- **Exercise input**:
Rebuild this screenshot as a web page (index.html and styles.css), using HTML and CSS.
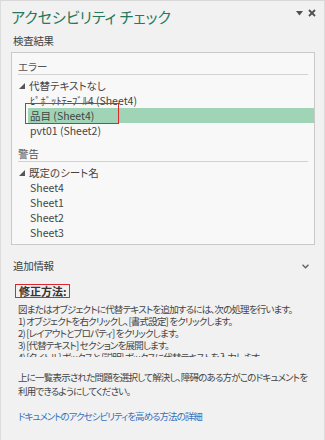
FILE: index.html
```html
<!DOCTYPE html>
<html lang="ja">
<head>
<meta charset="utf-8">
<link rel="stylesheet" href="styles.css">
</head>
<body>
<div class="panel">
  <div class="header">
    <div class="title">アクセシビリティ チェック</div>
    <div class="controls">
      <svg class="ico-down" width="7" height="5" viewBox="0 0 7 5"><path d="M0 0H7L3.5 4.5Z" fill="#505050"/></svg>
      <svg class="ico-close" width="8" height="8" viewBox="0 0 8 8"><path d="M1 1L7 7M7 1L1 7" stroke="#505050" stroke-width="1.8"/></svg>
    </div>
  </div>
  <div class="label">検査結果</div>
  <div class="results">
    <div class="group">エラー</div>
    <div class="parent"><svg class="tri" width="6" height="6" viewBox="0 0 6 6"><path d="M6 0V6H0Z" fill="#555"/></svg>代替テキストなし</div>
    <div class="child">ﾋﾟﾎﾞｯﾄﾃｰﾌﾞﾙ4 (Sheet4)</div>
    <div class="child selected"><span class="mark">品目 (Sheet4)</span></div>
    <div class="child">pvt01 (Sheet2)</div>
    <div class="group second">警告</div>
    <div class="parent"><svg class="tri" width="6" height="6" viewBox="0 0 6 6"><path d="M6 0V6H0Z" fill="#555"/></svg>既定のシート名</div>
    <div class="child">Sheet4</div>
    <div class="child">Sheet1</div>
    <div class="child">Sheet2</div>
    <div class="child">Sheet3</div>
  </div>
  <div class="info-head">
    <span>追加情報</span>
    <svg class="chev" width="7" height="5" viewBox="0 0 7 5"><path d="M0.5 0.8L3.5 3.8L6.5 0.8" fill="none" stroke="#666" stroke-width="1.5"/></svg>
  </div>
  <div class="howto"><span class="howto-title">修正方法:</span></div>
  <div class="steps">
    <div>図またはオブジェクトに代替テキストを追加するには、次の処理を行います。</div>
    <div>1) オブジェクトを右クリックし、[書式設定] をクリックします。</div>
    <div>2) [レイアウトとプロパティ] をクリックします。</div>
    <div>3) [代替テキスト] セクションを展開します。</div>
    <div>4) [タイトル] ボックスと [説明] ボックスに代替テキストを入力します。</div>
  </div>
  <p class="note">上に一覧表示された問題を選択して解決し、障碍のある方がこのドキュメントを<br>利用できるようにしてください。</p>
  <a class="link" href="#">ドキュメントのアクセシビリティを高める方法の詳細</a>
</div>
</body>
</html>
```
FILE: styles.css
```css
html, body {
  margin: 0;
  padding: 0;
  background: #f1f1f1;
}
body {
  font-family: "Noto Sans CJK JP", "Noto Sans", sans-serif;
  font-feature-settings: "palt";
  color: #444;
  font-size: 10.5px;
}
.panel {
  width: 325px;
  height: 440px;
  box-sizing: border-box;
  border-left: 1px solid #dcdcdc;
  border-right: 1px solid #dcdcdc;
  border-top: 1px solid #d8d8d8;
  padding: 4px 10px 0 10px;
  overflow: hidden;
}
.header {
  display: flex;
  align-items: center;
  justify-content: space-between;
  height: 24px;
}
.title {
  font-size: 15px;
  line-height: 24px;
  color: #24785c;
  letter-spacing: 0;
}
.controls {
  display: flex;
  align-items: center;
  gap: 5px;
  margin-right: -2px;
  margin-top: -8px;
}
.label {
  margin-top: 5px;
  line-height: 14px;
  font-size: 10.5px;
  letter-spacing: -0.3px;
  color: #404040;
  padding-left: 2px;
}
.results {
  margin-top: 4px;
  height: 193px;
  box-sizing: border-box;
  background: #f8f8f8;
  border: 1px solid #c9c9c9;
  margin-right: -1px;
  padding: 6px 6px 0 6px;
}
.group {
  line-height: 15px;
  color: #555;
  border-bottom: 1px solid #d2d2d2;
  margin-bottom: 3px;
}
.group.second {
  margin-top: 8px;
}
.parent {
  line-height: 15px;
  display: flex;
  align-items: center;
  color: #444;
}
.tri {
  margin-left: 1px;
  margin-right: 4px;
}
.child {
  line-height: 15px;
  margin-left: 10px;
  margin-right: -6px;
  padding-left: 2px;
  color: #444;
}
.child.selected {
  background: #9fd5b6;
}
.mark {
  display: inline-block;
  position: relative;
}
.mark::before {
  content: "";
  position: absolute;
  left: -5px;
  top: -5px;
  width: 92px;
  height: 19px;
  border: 1px solid #e0262a;
}
.info-head {
  margin-top: 14px;
  display: flex;
  align-items: center;
  justify-content: space-between;
  line-height: 14px;
  padding-left: 2px;
  font-size: 10.5px;
  letter-spacing: -0.3px;
  color: #404040;
}
.chev {
  margin-right: 5px;
}
.howto {
  margin-top: 11px;
  padding-left: 4px;
}
.howto-title {
  display: inline-block;
  border: 1px solid #e0262a;
  padding: 0 2px 0 3px;
  line-height: 12px;
  font-size: 11px;
  font-weight: bold;
  color: #333;
}
.steps {
  margin-top: 4px;
  padding-left: 7px;
  height: 54px;
  overflow: hidden;
  line-height: 12px;
  font-size: 9.5px;
  letter-spacing: -0.8px;
  white-space: nowrap;
  color: #444;
}
.note {
  margin: 13px 0 0 0;
  padding-left: 7px;
  line-height: 14px;
  font-size: 9.5px;
  letter-spacing: -0.8px;
  white-space: nowrap;
  color: #444;
}
.link {
  display: block;
  margin-top: 11px;
  padding-left: 7px;
  font-size: 9.5px;
  letter-spacing: -1px;
  line-height: 14px;
  color: #3572bd;
  text-decoration: none;
}
```
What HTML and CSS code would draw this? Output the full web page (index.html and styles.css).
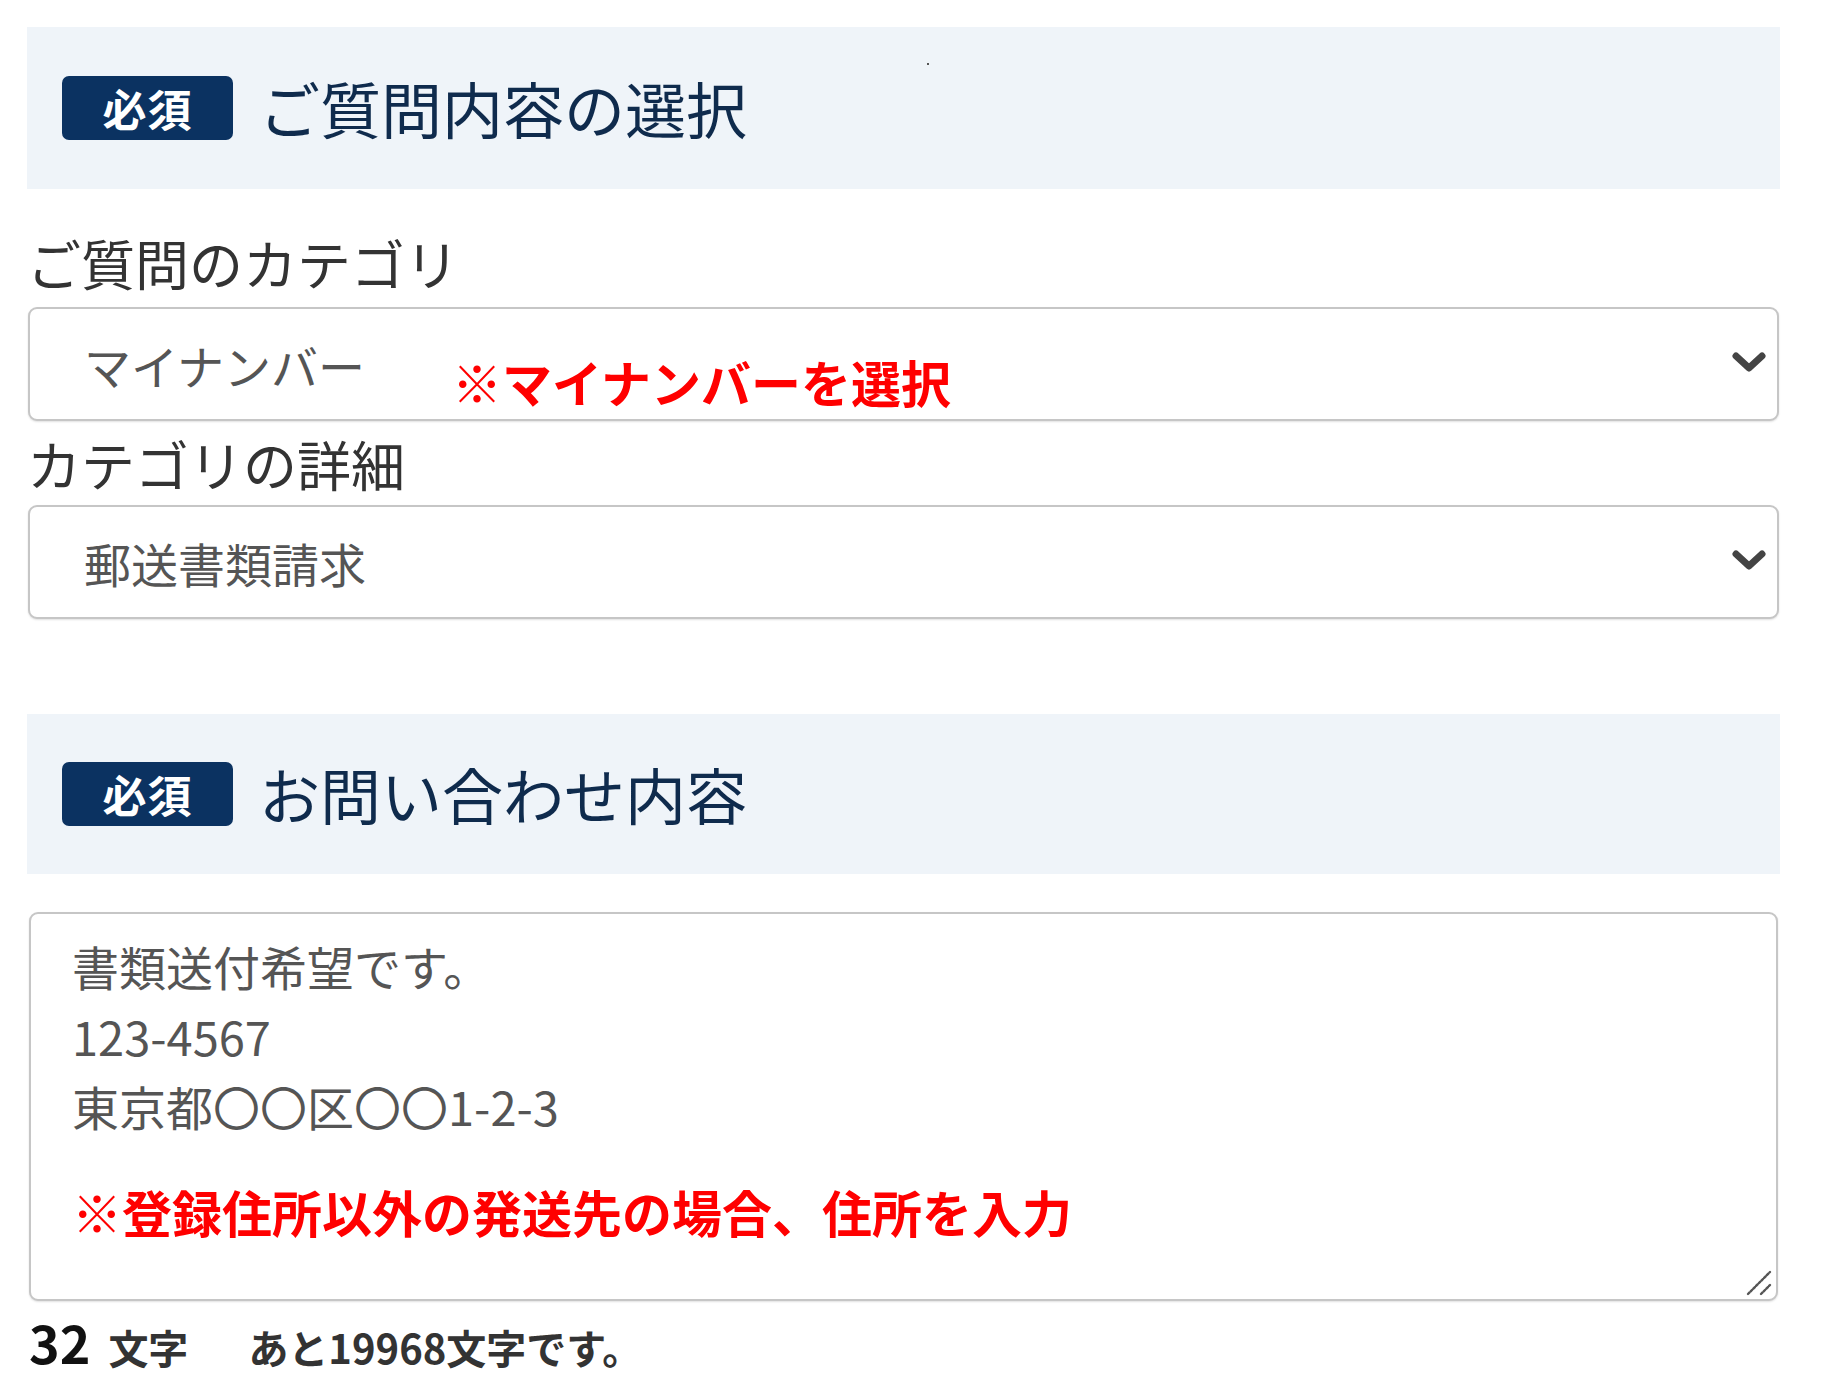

- **Problem to work on**: State how many lines of the entries above include the word "this", offering no text other than the number.

- **Solution**: 2